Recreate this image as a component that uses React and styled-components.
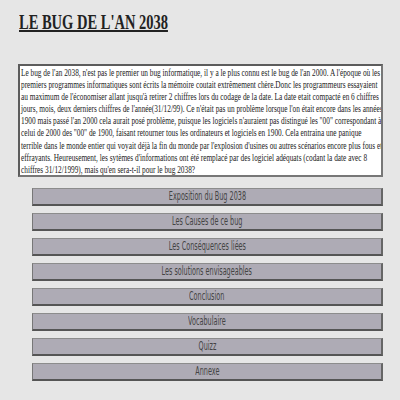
import React from 'react';
import styled, { createGlobalStyle } from 'styled-components';

const GlobalStyle = createGlobalStyle`
    html, body {
        margin: 0;
        padding: 0;
        background: #e6e6e6;
    }
`

const Page = styled.div`
    width: 400px;
    min-height: 400px;
    padding: 10px 17px 0 18px;
    box-sizing: border-box;
    display: flex;
    flex-direction: column;
`

const Title = styled.h1`
    margin: 0 0 0 1px;
    font-family: 'Liberation Serif', serif;
    font-size: 21px;
    font-weight: bold;
    color: #222;
    line-height: 24px;
    height: 24px;
    white-space: nowrap;
    text-decoration: underline;
    text-decoration-thickness: 2px;
    transform: scaleX(0.69);
    transform-origin: left top;
`

const TextBox = styled.div`
    margin-top: 30px;
    background: #fff;
    border: 2px solid #5c5c5c;
    border-right-color: #777;
    border-bottom-color: #777;
    padding: 0 0 0 1px;
    overflow: hidden;
`

const Text = styled.p`
    margin: 0;
    width: ${props => props.$w}px;
    font-family: 'Liberation Serif', serif;
    font-size: 11px;
    line-height: 12.1px;
    color: #222;
    transform: scaleX(${props => props.$s});
    transform-origin: left top;
`

const Menu = styled.nav`
    margin: 11px 0 0 14px;
    display: flex;
    flex-direction: column;
    gap: 7px;
`

const Button = styled.div`
    height: 18px;
    box-sizing: border-box;
    background: #aeabb5;
    border-top: 1px solid #8c8c8c;
    border-left: 1px solid #777;
    border-right: 2px solid #666;
    border-bottom: 2px solid #555;
    display: flex;
    align-items: center;
    justify-content: center;
    overflow: hidden;
`

const Label = styled.span`
    font-family: 'DejaVu Sans', sans-serif;
    font-size: 12px;
    color: #444;
    white-space: nowrap;
    transform: scaleX(0.54);
`

const links = [
    'Exposition du Bug 2038',
    'Les Causes de ce bug',
    'Les Conséquences liées',
    'Les solutions envisageables',
    'Conclusion',
    'Vocabulaire',
    'Quizz',
    'Annexe',
]

const SCALE = 0.665

const App = () => {
    return (
        <Page>
            <GlobalStyle />
            <Title>LE BUG DE L'AN 2038</Title>
            <TextBox>
                <Text $s={SCALE} $w={Math.round(363 / SCALE)}>
                    Le bug de l'an 2038, n'est pas le premier un bug informatique, il y a le plus connu est le bug de l'an 2000. A l'époque où les premiers programmes informatiques sont écrits la mémoire coutait extrêmement chère.Donc les programmeurs essayaient au maximum de l'économiser allant jusqu'à retirer 2 chiffres lors du codage de la date. La date etait compacté en 6 chiffres jours, mois, deux derniers chiffres de l'année(31/12/99). Ce n'était pas un problème lorsque l'on était encore dans les années 1900 mais passé l'an 2000 cela aurait posé problème, puisque les logiciels n'auraient pas distingué les "00" correspondant à celui de 2000 des "00" de 1900, faisant retourner tous les ordinateurs et logiciels en 1900. Cela entraina une panique terrible dans le monde entier qui voyait déjà la fin du monde par l'explosion d'usines ou autres scénarios encore plus fous et effrayants. Heureusement, les sytèmes d'informations ont été remplacé par des logiciel adéquats (codant la date avec 8 chiffres 31/12/1999), mais qu'en sera-t-il pour le bug 2038?
                </Text>
            </TextBox>
            <Menu>
                {links.map(l =>
                    <Button key={l}><Label>{l}</Label></Button>
                )}
            </Menu>
        </Page>
    )
}

export default App
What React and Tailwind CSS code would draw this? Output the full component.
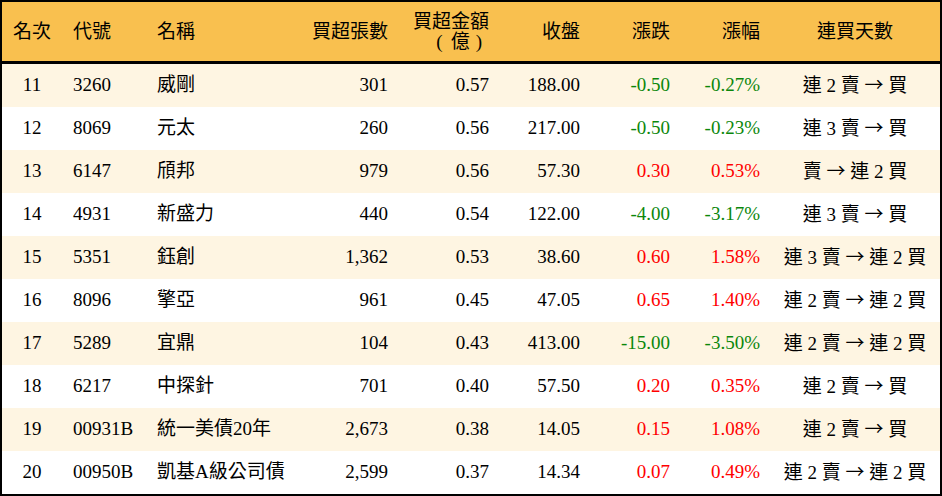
import React from "react";

const rows = [
  ["11", "3260", "威剛", "301", "0.57", "188.00", "-0.50", "-0.27%", "連 2 賣 → 買"],
  ["12", "8069", "元太", "260", "0.56", "217.00", "-0.50", "-0.23%", "連 3 賣 → 買"],
  ["13", "6147", "頎邦", "979", "0.56", "57.30", "0.30", "0.53%", "賣 → 連 2 買"],
  ["14", "4931", "新盛力", "440", "0.54", "122.00", "-4.00", "-3.17%", "連 3 賣 → 買"],
  ["15", "5351", "鈺創", "1,362", "0.53", "38.60", "0.60", "1.58%", "連 3 賣 → 連 2 買"],
  ["16", "8096", "擎亞", "961", "0.45", "47.05", "0.65", "1.40%", "連 2 賣 → 連 2 買"],
  ["17", "5289", "宜鼎", "104", "0.43", "413.00", "-15.00", "-3.50%", "連 2 賣 → 連 2 買"],
  ["18", "6217", "中探針", "701", "0.40", "57.50", "0.20", "0.35%", "連 2 賣 → 買"],
  ["19", "00931B", "統一美債20年", "2,673", "0.38", "14.05", "0.15", "1.08%", "連 2 賣 → 買"],
  ["20", "00950B", "凱基A級公司債", "2,599", "0.37", "14.34", "0.07", "0.49%", "連 2 賣 → 連 2 買"],
];

const grid = "grid grid-cols-[60px_85px_153px_98px_101px_91px_90px_90px_170px]";

function Days({ text }) {
  const [a, b] = text.split(" → ");
  return (
    <div className="text-center whitespace-pre">
      {a}{" "}
      <span className="font-['Noto_Sans_CJK_TC',sans-serif]">→</span>
      {" "}{b}
    </div>
  );
}

export default function App() {
  return (
    <div className="w-[942px] h-[496px] border-2 border-black bg-white text-black text-[19px] font-['Liberation_Serif','Noto_Sans_CJK_TC',serif] overflow-hidden">
      <div className={`${grid} h-[62px] bg-[#f9c04f] border-b-[3px] border-black items-center leading-[20px]`}>
        <div className="text-center">名次</div>
        <div className="pl-[11px]">代號</div>
        <div className="pl-[10px]">名稱</div>
        <div className="text-right pr-[10px]">買超張數</div>
        <div className="text-right pr-[10px]">
          <div>買超金額</div>
          <div className="pr-[7px]">
            <span>(</span>
            <span className="ml-[8px] mr-[6px]">億</span>
            <span>)</span>
          </div>
        </div>
        <div className="text-right pr-[10px]">收盤</div>
        <div className="text-right pr-[10px]">漲跌</div>
        <div className="text-right pr-[10px]">漲幅</div>
        <div className="text-center">連買天數</div>
      </div>
      {rows.map((r, i) => {
        const neg = r[6].startsWith("-");
        const color = neg ? "text-[#0b870b]" : "text-[#ff0000]";
        return (
          <div
            key={r[0]}
            className={`${grid} h-[43px] items-center ${i % 2 === 0 ? "bg-[#fef5e2]" : "bg-white"}`}
          >
            <div className="text-center">{r[0]}</div>
            <div className="pl-[11px]">{r[1]}</div>
            <div className="pl-[10px] whitespace-nowrap">{r[2]}</div>
            <div className="text-right pr-[10px]">{r[3]}</div>
            <div className="text-right pr-[10px]">{r[4]}</div>
            <div className="text-right pr-[10px]">{r[5]}</div>
            <div className={`text-right pr-[10px] ${color}`}>{r[6]}</div>
            <div className={`text-right pr-[10px] ${color}`}>{r[7]}</div>
            <Days text={r[8]} />
          </div>
        );
      })}
    </div>
  );
}
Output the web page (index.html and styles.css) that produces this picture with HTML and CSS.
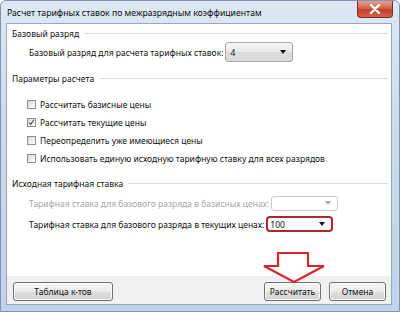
FILE: index.html
```html
<!DOCTYPE html>
<html lang="ru">
<head>
    <meta charset="UTF-8">
    <link rel="stylesheet" href="styles.css">
</head>
<body>

    <div class="window">
        <div class="titlebar">
            <span class="title">Расчет тарифных ставок по межразрядным коэффициентам</span>
            <div class="close-btn">
                <svg width="12" height="10" viewBox="0 0 12 10">
                    <path d="M2 1 L10 9 M10 1 L2 9" stroke="#fff" stroke-width="2.4" stroke-linecap="round"/>
                </svg>
            </div>
        </div>

        <div class="client">
            <div class="content">
                <div class="group-title"><span>Базовый разряд</span></div>
                <div class="field-row first-row">
                    <span class="field-label">Базовый разряд для расчета тарифных ставок:</span>
                    <div class="combo combo-list">4<span class="arrow"></span></div>
                </div>

                <div class="group-title second"><span>Параметры расчета</span></div>
                <div class="checks">
                    <label class="check"><span class="box"></span>Рассчитать базисные цены</label>
                    <label class="check"><span class="box checked">
                        <svg width="9" height="9" viewBox="0 0 9 9"><path d="M1.5 4.5 L3.5 7 L7.5 1" fill="none" stroke="#4a5a78" stroke-width="1.5"/></svg>
                    </span>Рассчитать текущие цены</label>
                    <label class="check"><span class="box"></span>Переопределить уже имеющиеся цены</label>
                    <label class="check"><span class="box"></span>Использовать единую исходную тарифную ставку для всех разрядов</label>
                </div>

                <div class="group-title third"><span>Исходная тарифная ставка</span></div>
                <div class="field-row rate-row disabled">
                    <span class="field-label">Тарифная ставка для базового разряда в базисных ценах:</span>
                    <div class="combo combo-off"><span class="arrow"></span></div>
                </div>
                <div class="field-row rate-row">
                    <span class="field-label">Тарифная ставка для базового разряда в текущих ценах:</span>
                    <div class="combo combo-marked">100<span class="arrow"></span></div>
                </div>

                <svg class="pointer" width="66" height="34" viewBox="0 0 66 34">
                    <path d="M17 2 H47 V15 H63 L33 31 L3 15 H17 Z" fill="#fff" stroke="#d8262c" stroke-width="2.2" stroke-linejoin="miter"/>
                </svg>
            </div>

            <div class="footer">
                <button class="btn btn-wide">Таблица к-тов</button>
                <div class="footer-right">
                    <button class="btn">Рассчитать</button>
                    <button class="btn">Отмена</button>
                </div>
            </div>
        </div>
    </div>

</body>
</html>
```

FILE: styles.css
```css
body {
    margin: 0;
    padding: 0;
    font-family: 'Noto Sans', 'Open Sans', sans-serif;
    font-size: 8.5px;
    color: #111;
    background: #ffffff;
}

.window {
    width: 400px;
    height: 312px;
    box-sizing: border-box;
    padding: 0 7px 6px 5px;
    background: linear-gradient(to bottom, #dde8f4 0%, #cbdaec 40%, #c1d3e9 100%);
    border: 1px solid #8193aa;
    border-radius: 6px 6px 0 0;
    display: flex;
    flex-direction: column;
}

.titlebar {
    height: 22px;
    display: flex;
    align-items: flex-start;
    justify-content: space-between;
}

.title {
    font-size: 8.7px;
    color: #0c0c0c;
    padding-top: 6px;
    padding-left: 1px;
}

.close-btn {
    width: 36px;
    height: 17px;
    margin-right: -1px;
    border: 1px solid #7a2c25;
    border-top: none;
    border-radius: 0 0 4px 4px;
    background: linear-gradient(to bottom, #e3a190 0%, #d3624c 45%, #c0402a 55%, #d6614a 100%);
    display: flex;
    align-items: center;
    justify-content: center;
    box-sizing: border-box;
}

.client {
    flex: 1;
    background: #ffffff;
    border: 1px solid #95a8c0;
    display: flex;
    flex-direction: column;
}

.content {
    flex: 1;
    position: relative;
    padding: 0 3px 0 5px;
}

.group-title {
    height: 18px;
    display: flex;
    align-items: center;
}

.group-title::after {
    content: "";
    flex: 1;
    height: 1px;
    margin-left: 5px;
    background: #d9dee5;
}

.group-title.second {
    margin-top: 7px;
}

.group-title.third {
    margin-top: 7px;
}

.field-row {
    display: flex;
    align-items: center;
    padding-left: 17px;
    gap: 2px;
}

.first-row {
    height: 20px;
}

.checks {
    margin-top: 8px;
    padding-left: 15px;
}

.check {
    height: 18px;
    display: flex;
    align-items: center;
    gap: 4px;
}

.box {
    width: 7px;
    height: 7px;
    border: 1px solid #8e8f8f;
    background: linear-gradient(135deg, #d6d6d6 0%, #f0f0f0 60%, #ffffff 100%);
    display: flex;
    align-items: center;
    justify-content: center;
}

.rate-row {
    height: 18px;
    margin-top: 2px;
}

.rate-row + .rate-row {
    margin-top: 3px;
}

.disabled .field-label {
    color: #a6a6a6;
}

.combo {
    position: relative;
    box-sizing: border-box;
    border: 1px solid #a8a8a8;
    border-radius: 3px;
    padding-left: 4px;
    display: flex;
    align-items: center;
}

.combo-list {
    width: 68px;
    height: 20px;
    background: linear-gradient(to bottom, #f4f4f4 0%, #ebebeb 50%, #dddddd 51%, #d9d9d9 100%);
}

.combo-off {
    width: 67px;
    height: 15px;
    border-color: #c9c9c9;
    background: #ffffff;
}

.combo-off .arrow {
    border-top-color: #b0b0b0;
}

.combo-marked {
    width: 67px;
    height: 16px;
    border: 2px solid #b3242d;
    border-radius: 4px;
    background: #ffffff;
    padding-left: 2px;
}

.arrow {
    position: absolute;
    right: 6px;
    top: 50%;
    margin-top: -2px;
    width: 0;
    height: 0;
    border-left: 3px solid transparent;
    border-right: 3px solid transparent;
    border-top: 4px solid #111;
}

.pointer {
    position: absolute;
    left: 254px;
    top: 227px;
}

.footer {
    height: 28px;
    box-sizing: border-box;
    padding: 2px 5px 0 6px;
    background: #f0f0f0;
    display: flex;
    align-items: center;
    justify-content: space-between;
}

.footer-right {
    display: flex;
    gap: 8px;
}

.btn {
    font-family: 'Noto Sans', 'Open Sans', sans-serif;
    font-size: 8.5px;
    color: #111;
    width: 57px;
    height: 19px;
    padding: 0;
    border: 1px solid #707070;
    border-radius: 3px;
    background: linear-gradient(to bottom, #f4f4f4 0%, #ececec 48%, #dedede 52%, #d3d3d3 100%);
    box-shadow: inset 0 0 0 1px #fcfcfc;
}

.btn-wide {
    width: 100px;
}
```
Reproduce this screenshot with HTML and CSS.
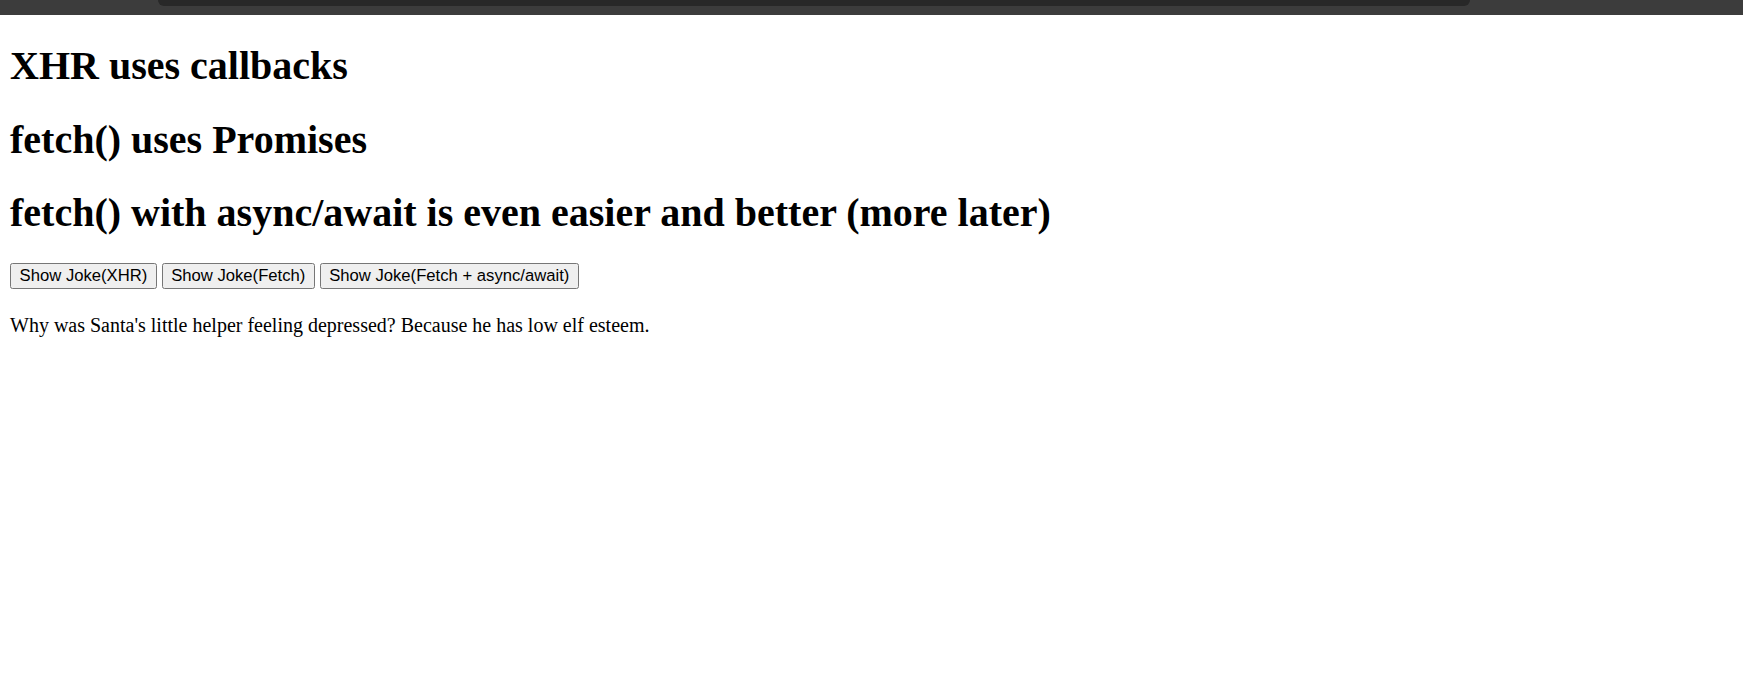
________________________________________
**WHAT TO PRODUCE:** Pick out all lines from the data above in which the word "components" appears.

**EXPECTED OUTPUT:**
Recreate this image as a component that uses React and styled-components.
import styled, { createGlobalStyle } from 'styled-components';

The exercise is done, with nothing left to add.